[sheila1983]

If an airjet has 80GJ of energy available for a 4000km trip, what is the shortest time that the trip can be made?
Not sure how to answer this, also given that the jet has a mass of 7500kg, a maximum thrust of 30,000 Newtons and a maximum velocity of 237 metres per second.

[ebaines]

This is going to depend very much on assumptions you make regarding air resistance. If the plane must use 30,000 N of thrust to maintain a velocity of 237 m/s then it cannot make it the entire 4,000 Km distance at full power. Therefore it must fly slower than 237 m/s, and now you need to make an assumption as to how airspeed varies with thrust. For example perhaps you assume that airspeed is directly proportional to thrust - in this case you can simply use W=Fd to determine the thrust you can maintain, then from that determine the airspeed, and finally time required. If gets a bit more complicated if you include the energy required to accelerate the plane to its cruising speed using KE = (1/2)mv^2, and to lift the plane to its cruising altitude using PE = mgh.

[sheila1983]

This is going to depend very much on assumptions you make regarding air resistance. If the plane must use 30,000 N of thrust to maintain a velocity of 237 m/s then it cannot make it the entire 4,000 Km distance at full power. Therefore it must fly slower than 237 m/s, and now you need to make an assumption as to how airspeed varies with thrust. For example perhaps you assume that airspeed is directly proportional to thrust - in this case you can simply use W=Fd to determine the thrust you can maintain, then from that determine the airspeed, and finally time required. If gets a bit more complicated if you include the energy required to accelerate the plane to its cruising speed using KE = (1/2)mv^2, and to lift the plane to its cruising altitude using PE = mgh.

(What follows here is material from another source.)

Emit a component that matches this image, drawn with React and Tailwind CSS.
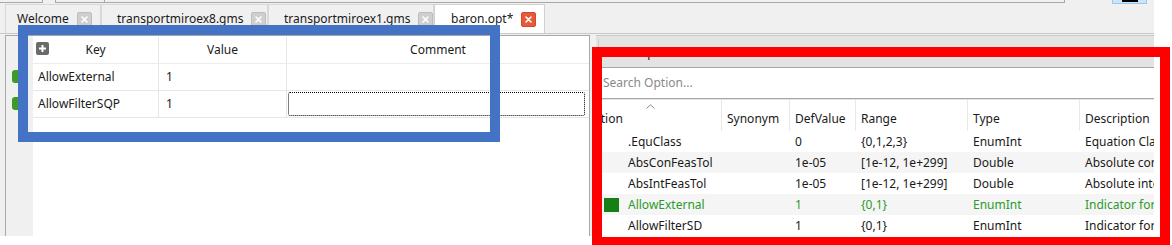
import React from 'react';

const font = { fontFamily: '"Noto Sans", "Open Sans", sans-serif' };

const CloseBox = ({ active }) => (
  <span
    className={`w-[15px] h-[15px] flex items-center justify-center rounded-[2px] border ${
      active ? 'bg-[#e45a3b] border-[#d9472a]' : 'bg-[#cfcfcf] border-[#bdbdbd]'
    }`}
  >
    <svg width="7" height="7" viewBox="0 0 7 7">
      <path d="M1 1L6 6M6 1L1 6" stroke="#fff" strokeWidth="1.6" strokeLinecap="round" />
    </svg>
  </span>
);

const Tab = ({ label, width, pad, active }) => (
  <div
    className={`h-full flex items-center gap-2 border-t border-l border-r ${
      active ? 'bg-white border-[#d0d0d0] h-[28px]' : 'bg-[#f0f0f0] border-[#d9d9d9] h-[26px]'
    }`}
    style={{ width, paddingLeft: pad }}
  >
    <span className="text-[12px] text-[#1a1a1a] leading-none">{label}</span>
    <CloseBox active={active} />
  </div>
);

const optionRows = [
  { name: '.EquClass', def: '0', range: '{0,1,2,3}', type: 'EnumInt', desc: 'Equation Class' },
  { name: 'AbsConFeasTol', def: '1e-05', range: '[1e-12, 1e+299]', type: 'Double', desc: 'Absolute constraint' },
  { name: 'AbsIntFeasTol', def: '1e-05', range: '[1e-12, 1e+299]', type: 'Double', desc: 'Absolute integrality' },
  { name: 'AllowExternal', def: '1', range: '{0,1}', type: 'EnumInt', desc: 'Indicator for', used: true },
  { name: 'AllowFilterSD', def: '1', range: '{0,1}', type: 'EnumInt', desc: 'Indicator for' },
];

const cols = 'grid grid-cols-[126px_68px_66px_112px_112px_160px]';

export default function App() {
  return (
    <div className="relative w-[1172px] h-[245px] bg-white overflow-hidden" style={font}>
      <div className="w-[1154px] h-[236px] bg-[#f0f0f0] flex flex-col">
        {/* strip of the widgets above */}
        <div className="h-[4px] flex items-start">
          <div className="w-[43px] h-[3px] border-b border-r border-[#a8a8a8]" />
          <div className="w-[50px] h-[3px] ml-[12px] border-b border-l border-r border-[#a8a8a8]" />
          <div className="w-[960px] h-[3px] border-b border-r border-[#a8a8a8]" />
          <div className="w-[35px] h-[4px] ml-[47px] bg-[#cce4f7] border-l border-r border-b border-[#99c8ef] flex justify-center">
            <div className="w-[16px] h-[2px] bg-black" />
          </div>
        </div>

        {/* tab bar */}
        <div className="h-[30px] flex items-end pl-[5px] border-b border-[#c8c8c8]">
          <Tab label="Welcome" width={96} pad={11} />
          <Tab label="transportmiroex8.gms" width={167} pad={15} />
          <Tab label="transportmiroex1.gms" width={166} pad={15} />
          <Tab label="baron.opt*" width={111} pad={16} active />
        </div>

        <div className="flex-1 flex pl-[5px] pt-[1px]">
          {/* left: edited options */}
          <div className="w-[585px] flex border-l border-r border-t border-[#a8a8a8]">
            <div className="w-[27px] bg-[#f0f0f0] pt-[34px] pl-[6px] flex flex-col gap-[14px]">
              <div className="w-[12px] h-[13px] rounded-[3px] bg-[#3e9b2b]" />
              <div className="w-[12px] h-[13px] rounded-[3px] bg-[#3e9b2b]" />
            </div>
            <div className="flex-1 bg-white pt-[1px] text-[12px] text-[#1a1a1a]">
              <div className="grid grid-cols-[126px_128px_1fr] h-[27px] border-b border-[#ececec]">
                <div className="relative flex items-center justify-center border-r border-[#e6e6e6]">
                  <span className="absolute left-[3px] top-[5px] w-[13px] h-[13px] rounded-[2px] bg-[#6a6a6a] flex items-center justify-center">
                    <svg width="9" height="9" viewBox="0 0 9 9">
                      <path d="M4.5 1v7M1 4.5h7" stroke="#fff" strokeWidth="2" />
                    </svg>
                  </span>
                  Key
                </div>
                <div className="flex items-center justify-center border-r border-[#e6e6e6]">Value</div>
                <div className="flex items-center justify-center">Comment</div>
              </div>
              <div className="grid grid-cols-[126px_128px_1fr] h-[27px] border-b border-[#e6e6e6]">
                <div className="flex items-center pl-[5px] border-r border-[#e6e6e6]">AllowExternal</div>
                <div className="flex items-center pl-[7px] border-r border-[#e6e6e6]">1</div>
                <div />
              </div>
              <div className="grid grid-cols-[126px_128px_1fr] h-[27px] border-b border-[#e6e6e6]">
                <div className="flex items-center pl-[5px] border-r border-[#e6e6e6]">AllowFilterSQP</div>
                <div className="flex items-center pl-[7px] border-r border-[#e6e6e6]">1</div>
                <div className="p-[1px] pr-[4px]">
                  <div className="h-full border border-dotted border-black rounded-[2px]" />
                </div>
              </div>
            </div>
          </div>

          {/* right: all options */}
          <div className="w-[558px] ml-[6px] flex flex-col bg-[#e3e3e3] border-t border-[#c8c8c8] overflow-hidden">
            <div className="h-[31px] flex items-end pl-[2px]">
              <div className="h-[28px] pl-[22px] flex items-center border-l border-[#c8c8c8] text-[12px] text-[#1a1a1a]">
                All Options
              </div>
            </div>
            <div className="h-[32px] bg-white border-y border-[#a8a8a8] flex items-center pl-[7px] text-[12px] text-[#8a8a8a]">
              Search Option...
            </div>
            <div className="flex-1 bg-white text-[12px] text-[#1a1a1a] mt-[1px]">
              <div className={`${cols} h-[31px]`}>
                <div className="relative flex items-center border-r border-[#e8e8e8]">
                  <svg className="absolute left-[50px] top-[4px]" width="9" height="5" viewBox="0 0 9 5">
                    <path d="M0.5 4.5L4.5 0.8L8.5 4.5" fill="none" stroke="#8a8a8a" strokeWidth="1" />
                  </svg>
                  <span className="ml-[-12px] pt-[6px]">Option</span>
                </div>
                {['Synonym', 'DefValue', 'Range', 'Type', 'Description'].map((h) => (
                  <div key={h} className="flex items-center pl-[5px] pt-[6px] border-r border-[#e8e8e8]">
                    {h}
                  </div>
                ))}
              </div>
              {optionRows.map((r, i) => (
                <div
                  key={r.name}
                  className={`${cols} h-[21px] items-center whitespace-nowrap ${
                    i % 2 === 1 ? 'bg-[#f5f5f5]' : 'bg-white'
                  } ${r.used ? 'text-[#2b9a2b]' : ''}`}
                >
                  <div className="flex items-center pl-[8px]">
                    <span className={`w-[15px] h-[14px] mr-[9px] ${r.used ? 'bg-[#168016]' : ''}`} />
                    {r.name}
                  </div>
                  <div />
                  <div className="pl-[5px]">{r.def}</div>
                  <div className="pl-[5px]">{r.range}</div>
                  <div className="pl-[5px]">{r.type}</div>
                  <div className="pl-[5px]">{r.desc}</div>
                </div>
              ))}
            </div>
          </div>
        </div>
      </div>

      {/* annotation boxes drawn over the screenshot */}
      <div className="absolute left-[18px] top-[25px] w-[482px] h-[117px] border-[10px] border-[#4472c4]" />
      <div className="absolute left-[592px] top-[47px] w-[578px] h-[200px] border-[10px] border-[#ff0000]" />
    </div>
  );
}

OK, so I calculated the force on the plane using W = F d, so that (80 x 10^9 Joules = F x 4000,000m) which gives a force of 20,000 Newtons.
Then, as you suggested, assuming that the airspeed is directly proportional to thrust, if the maximum thrust of 30,000 Newtons enables the plane to reach a maximum velocity of 237 metres per second, then 20,000 Newtons would give a velocity of about 158 metres per second (237 x two thirds).
Then, using time = distance divided by speed, t = 4000,000 m / 158 ms-1 = approximately 7 hours for the shortest time to make the trip.
Not sure if my calculations are entirely correct, but this does make a lot more sense now. It would be easy to ignore the energy value given in the question and just calculate the shortest time using the maximum velocity value of 237 metres per second. Then, you would get t = 4000,000 m / 237 ms-1 = approximately 4.7 hours for the shortest time to make the trip. However, then you would be assuming that the force used is the maximum thrust for the entire journey, which would be 30,000 Newtons. However, you could see from the equation for W = Fd, that you would need 1.2 x 10^11 Joules of energy to do it in this time, since W = (30,000 N x 4000,000 m) = 1.2 x 10^11 Joules.
So the W = Fd makes sense of it all. Thanks.